• [DATA]

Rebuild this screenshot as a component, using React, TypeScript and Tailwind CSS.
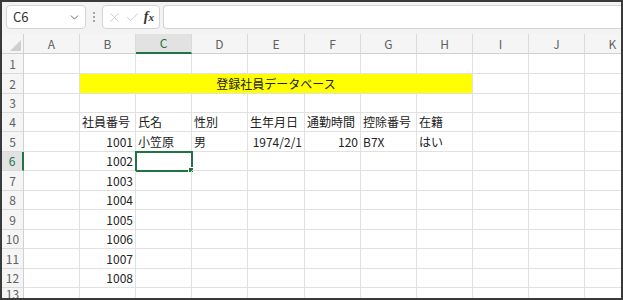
import { ChevronDown, X, Check } from 'lucide-react';

interface Col {
    key: string;
    w: number;
}

const cols: Col[] = [
    { key: 'A', w: 56 },
    { key: 'B', w: 56 },
    { key: 'C', w: 56 },
    { key: 'D', w: 56 },
    { key: 'E', w: 57 },
    { key: 'F', w: 56 },
    { key: 'G', w: 56 },
    { key: 'H', w: 56 },
    { key: 'I', w: 56 },
    { key: 'J', w: 56 },
    { key: 'K', w: 56 }
];

const rowHeights = [20, 20, 19, 19, 20, 19, 20, 19, 20, 19, 20, 19, 12];

type Cell = { v: string; right?: boolean };

const data: Record<string, Cell> = {
    B4: { v: '社員番号' },
    C4: { v: '氏名' },
    D4: { v: '性別' },
    E4: { v: '生年月日' },
    F4: { v: '通勤時間' },
    G4: { v: '控除番号' },
    H4: { v: '在籍' },
    B5: { v: '1001', right: true },
    C5: { v: '小笠原' },
    D5: { v: '男' },
    E5: { v: '1974/2/1', right: true },
    F5: { v: '120', right: true },
    G5: { v: 'B7X' },
    H5: { v: 'はい' },
    B6: { v: '1002', right: true },
    B7: { v: '1003', right: true },
    B8: { v: '1004', right: true },
    B9: { v: '1005', right: true },
    B10: { v: '1006', right: true },
    B11: { v: '1007', right: true },
    B12: { v: '1008', right: true }
};

const green = '#217346';

function FormulaBar() {
    return (
        <div className="h-[32px] flex items-start pt-[3px] pl-[4px] shrink-0">
            <div className="w-[80px] h-[24px] bg-white border border-[#d4d4d4] rounded-[4px] flex items-center justify-between pl-[6px] pr-[4px] text-[13px] text-[#333]">
                <span>C6</span>
                <ChevronDown size={13} strokeWidth={1.6} className="text-[#555]" />
            </div>
            <div className="w-[16px] h-[24px] flex flex-col items-center justify-center gap-[2px]">
                <span className="w-[2px] h-[2px] rounded-full bg-[#8a8a8a]" />
                <span className="w-[2px] h-[2px] rounded-full bg-[#8a8a8a]" />
                <span className="w-[2px] h-[2px] rounded-full bg-[#8a8a8a]" />
            </div>
            <div className="w-[58px] h-[24px] bg-white border border-[#d4d4d4] rounded-[4px] flex items-center justify-between px-[4px]">
                <X size={15} strokeWidth={1.2} className="text-[#bdbdbd]" />
                <Check size={15} strokeWidth={1.2} className="text-[#bdbdbd]" />
                <span className="text-[14px] italic font-semibold text-[#333] leading-none pr-[1px]" style={{ fontFamily: '"Liberation Serif", serif' }}>
                    f<span className="text-[11px]">x</span>
                </span>
            </div>
            <div className="flex-1 ml-[3px] h-[24px] bg-white border-y border-l border-[#d4d4d4] rounded-l-[4px]" />
        </div>
    );
}

function HeaderRow() {
    return (
        <div className="flex h-[20px] shrink-0 bg-[#f5f5f5]">
            <div className="w-[22px] h-full shrink-0 border-r border-b border-[#d0d0d0] relative">
                <svg className="absolute right-[2px] bottom-[2px]" width="11" height="11" viewBox="0 0 11 11">
                    <polygon points="11,0 11,11 0,11" fill="#cfcfcf" />
                </svg>
            </div>
            {cols.map((c) => {
                const sel = c.key === 'C';
                return (
                    <div
                        key={c.key}
                        style={{ width: c.w }}
                        className={
                            sel
                                ? 'shrink-0 h-full flex items-center justify-center text-[12px] border-r border-[#dadada] border-b-2 border-b-[#217346] bg-[#e2e2e2] text-[#217346]'
                                : 'shrink-0 h-full flex items-center justify-center text-[12px] border-r border-b border-[#dadada] border-b-[#d0d0d0] text-[#616161]'
                        }
                    >
                        {c.key}
                    </div>
                );
            })}
        </div>
    );
}

function GridRow({ r, h }: { r: number; h: number }) {
    const selRow = r === 6;
    return (
        <div className="flex shrink-0" style={{ height: h }}>
            <div
                className={
                    selRow
                        ? 'w-[22px] shrink-0 h-full flex items-center justify-center text-[12px] bg-[#e2e2e2] text-[#217346] border-b border-[#dadada] border-r-2 border-r-[#217346]'
                        : 'w-[22px] shrink-0 h-full flex items-center justify-center text-[12px] bg-[#f5f5f5] text-[#616161] border-b border-[#dadada] border-r border-r-[#d0d0d0]'
                }
            >
                {r}
            </div>
            {r === 2 ? (
                <>
                    <div style={{ width: cols[0].w }} className="shrink-0 h-full border-r border-b border-[#e1e1e1]" />
                    <div
                        style={{ width: cols.slice(1, 8).reduce((s, c) => s + c.w, 0) }}
                        className="shrink-0 h-full bg-[#ffff00] border-r border-b border-[#e1e1e1] flex items-center justify-center text-[12px] text-[#222]"
                    >
                        登録社員データベース
                    </div>
                    {cols.slice(8).map((c) => (
                        <div key={c.key} style={{ width: c.w }} className="shrink-0 h-full border-r border-b border-[#e1e1e1]" />
                    ))}
                </>
            ) : (
                cols.map((c) => {
                    const cell = data[`${c.key}${r}`];
                    const active = c.key === 'C' && r === 6;
                    return (
                        <div
                            key={c.key}
                            style={{ width: c.w }}
                            className={`shrink-0 h-full border-r border-b border-[#e1e1e1] relative flex items-center px-[2px] text-[12px] text-[#222] whitespace-nowrap ${cell?.right ? 'justify-end' : 'justify-start'}`}
                        >
                            {cell?.v}
                            {active && (
                                <>
                                    <div className="absolute -left-[1px] -top-[1px] w-[58px] h-[21px] border-2" style={{ borderColor: green }} />
                                    <div className="absolute -right-[3px] -bottom-[3px] w-[6px] h-[6px] border border-white" style={{ backgroundColor: green }} />
                                </>
                            )}
                        </div>
                    );
                })
            )}
        </div>
    );
}

export default function App() {
    return (
        <div
            className="w-[623px] h-[300px] overflow-hidden border-2 border-[#3a3a3a] bg-[#f3f3f3] flex flex-col"
            style={{ fontFamily: '"Noto Sans CJK JP", "Noto Sans", sans-serif' }}
        >
            <FormulaBar />
            <div className="flex-1 flex flex-col bg-white overflow-hidden">
                <HeaderRow />
                {rowHeights.map((h, i) => (
                    <GridRow key={i} r={i + 1} h={h} />
                ))}
            </div>
        </div>
    );
}
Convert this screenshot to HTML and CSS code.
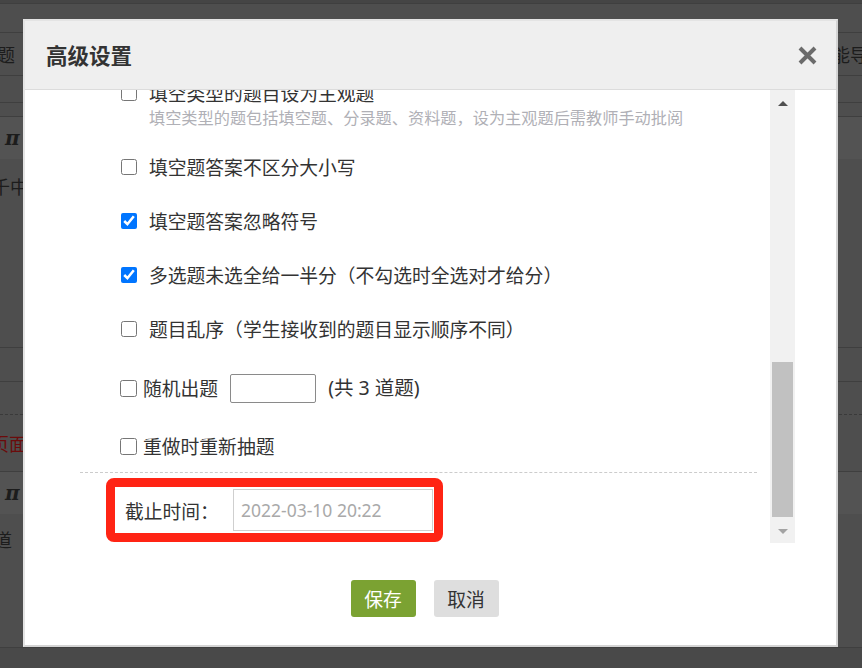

• [GIVEN TASK]
Reproduce each line word for word and drop the pictures.

• [EXERCISE OUTPUT]
Rebuild this screenshot as a component, using React, TypeScript and Tailwind CSS.
import { ChevronDown, X, Check } from 'lucide-react';

interface Col {
    key: string;
    w: number;
}

const cols: Col[] = [
    { key: 'A', w: 56 },
    { key: 'B', w: 56 },
    { key: 'C', w: 56 },
    { key: 'D', w: 56 },
    { key: 'E', w: 57 },
    { key: 'F', w: 56 },
    { key: 'G', w: 56 },
    { key: 'H', w: 56 },
    { key: 'I', w: 56 },
    { key: 'J', w: 56 },
    { key: 'K', w: 56 }
];

const rowHeights = [20, 20, 19, 19, 20, 19, 20, 19, 20, 19, 20, 19, 12];

type Cell = { v: string; right?: boolean };

const data: Record<string, Cell> = {
    B4: { v: '社員番号' },
    C4: { v: '氏名' },
    D4: { v: '性別' },
    E4: { v: '生年月日' },
    F4: { v: '通勤時間' },
    G4: { v: '控除番号' },
    H4: { v: '在籍' },
    B5: { v: '1001', right: true },
    C5: { v: '小笠原' },
    D5: { v: '男' },
    E5: { v: '1974/2/1', right: true },
    F5: { v: '120', right: true },
    G5: { v: 'B7X' },
    H5: { v: 'はい' },
    B6: { v: '1002', right: true },
    B7: { v: '1003', right: true },
    B8: { v: '1004', right: true },
    B9: { v: '1005', right: true },
    B10: { v: '1006', right: true },
    B11: { v: '1007', right: true },
    B12: { v: '1008', right: true }
};

const green = '#217346';

function FormulaBar() {
    return (
        <div className="h-[32px] flex items-start pt-[3px] pl-[4px] shrink-0">
            <div className="w-[80px] h-[24px] bg-white border border-[#d4d4d4] rounded-[4px] flex items-center justify-between pl-[6px] pr-[4px] text-[13px] text-[#333]">
                <span>C6</span>
                <ChevronDown size={13} strokeWidth={1.6} className="text-[#555]" />
            </div>
            <div className="w-[16px] h-[24px] flex flex-col items-center justify-center gap-[2px]">
                <span className="w-[2px] h-[2px] rounded-full bg-[#8a8a8a]" />
                <span className="w-[2px] h-[2px] rounded-full bg-[#8a8a8a]" />
                <span className="w-[2px] h-[2px] rounded-full bg-[#8a8a8a]" />
            </div>
            <div className="w-[58px] h-[24px] bg-white border border-[#d4d4d4] rounded-[4px] flex items-center justify-between px-[4px]">
                <X size={15} strokeWidth={1.2} className="text-[#bdbdbd]" />
                <Check size={15} strokeWidth={1.2} className="text-[#bdbdbd]" />
                <span className="text-[14px] italic font-semibold text-[#333] leading-none pr-[1px]" style={{ fontFamily: '"Liberation Serif", serif' }}>
                    f<span className="text-[11px]">x</span>
                </span>
            </div>
            <div className="flex-1 ml-[3px] h-[24px] bg-white border-y border-l border-[#d4d4d4] rounded-l-[4px]" />
        </div>
    );
}

function HeaderRow() {
    return (
        <div className="flex h-[20px] shrink-0 bg-[#f5f5f5]">
            <div className="w-[22px] h-full shrink-0 border-r border-b border-[#d0d0d0] relative">
                <svg className="absolute right-[2px] bottom-[2px]" width="11" height="11" viewBox="0 0 11 11">
                    <polygon points="11,0 11,11 0,11" fill="#cfcfcf" />
                </svg>
            </div>
            {cols.map((c) => {
                const sel = c.key === 'C';
                return (
                    <div
                        key={c.key}
                        style={{ width: c.w }}
                        className={
                            sel
                                ? 'shrink-0 h-full flex items-center justify-center text-[12px] border-r border-[#dadada] border-b-2 border-b-[#217346] bg-[#e2e2e2] text-[#217346]'
                                : 'shrink-0 h-full flex items-center justify-center text-[12px] border-r border-b border-[#dadada] border-b-[#d0d0d0] text-[#616161]'
                        }
                    >
                        {c.key}
                    </div>
                );
            })}
        </div>
    );
}

function GridRow({ r, h }: { r: number; h: number }) {
    const selRow = r === 6;
    return (
        <div className="flex shrink-0" style={{ height: h }}>
            <div
                className={
                    selRow
                        ? 'w-[22px] shrink-0 h-full flex items-center justify-center text-[12px] bg-[#e2e2e2] text-[#217346] border-b border-[#dadada] border-r-2 border-r-[#217346]'
                        : 'w-[22px] shrink-0 h-full flex items-center justify-center text-[12px] bg-[#f5f5f5] text-[#616161] border-b border-[#dadada] border-r border-r-[#d0d0d0]'
                }
            >
                {r}
            </div>
            {r === 2 ? (
                <>
                    <div style={{ width: cols[0].w }} className="shrink-0 h-full border-r border-b border-[#e1e1e1]" />
                    <div
                        style={{ width: cols.slice(1, 8).reduce((s, c) => s + c.w, 0) }}
                        className="shrink-0 h-full bg-[#ffff00] border-r border-b border-[#e1e1e1] flex items-center justify-center text-[12px] text-[#222]"
                    >
                        登録社員データベース
                    </div>
                    {cols.slice(8).map((c) => (
                        <div key={c.key} style={{ width: c.w }} className="shrink-0 h-full border-r border-b border-[#e1e1e1]" />
                    ))}
                </>
            ) : (
                cols.map((c) => {
                    const cell = data[`${c.key}${r}`];
                    const active = c.key === 'C' && r === 6;
                    return (
                        <div
                            key={c.key}
                            style={{ width: c.w }}
                            className={`shrink-0 h-full border-r border-b border-[#e1e1e1] relative flex items-center px-[2px] text-[12px] text-[#222] whitespace-nowrap ${cell?.right ? 'justify-end' : 'justify-start'}`}
                        >
                            {cell?.v}
                            {active && (
                                <>
                                    <div className="absolute -left-[1px] -top-[1px] w-[58px] h-[21px] border-2" style={{ borderColor: green }} />
                                    <div className="absolute -right-[3px] -bottom-[3px] w-[6px] h-[6px] border border-white" style={{ backgroundColor: green }} />
                                </>
                            )}
                        </div>
                    );
                })
            )}
        </div>
    );
}

export default function App() {
    return (
        <div
            className="w-[623px] h-[300px] overflow-hidden border-2 border-[#3a3a3a] bg-[#f3f3f3] flex flex-col"
            style={{ fontFamily: '"Noto Sans CJK JP", "Noto Sans", sans-serif' }}
        >
            <FormulaBar />
            <div className="flex-1 flex flex-col bg-white overflow-hidden">
                <HeaderRow />
                {rowHeights.map((h, i) => (
                    <GridRow key={i} r={i + 1} h={h} />
                ))}
            </div>
        </div>
    );
}
Convert this screenshot to HTML and CSS code.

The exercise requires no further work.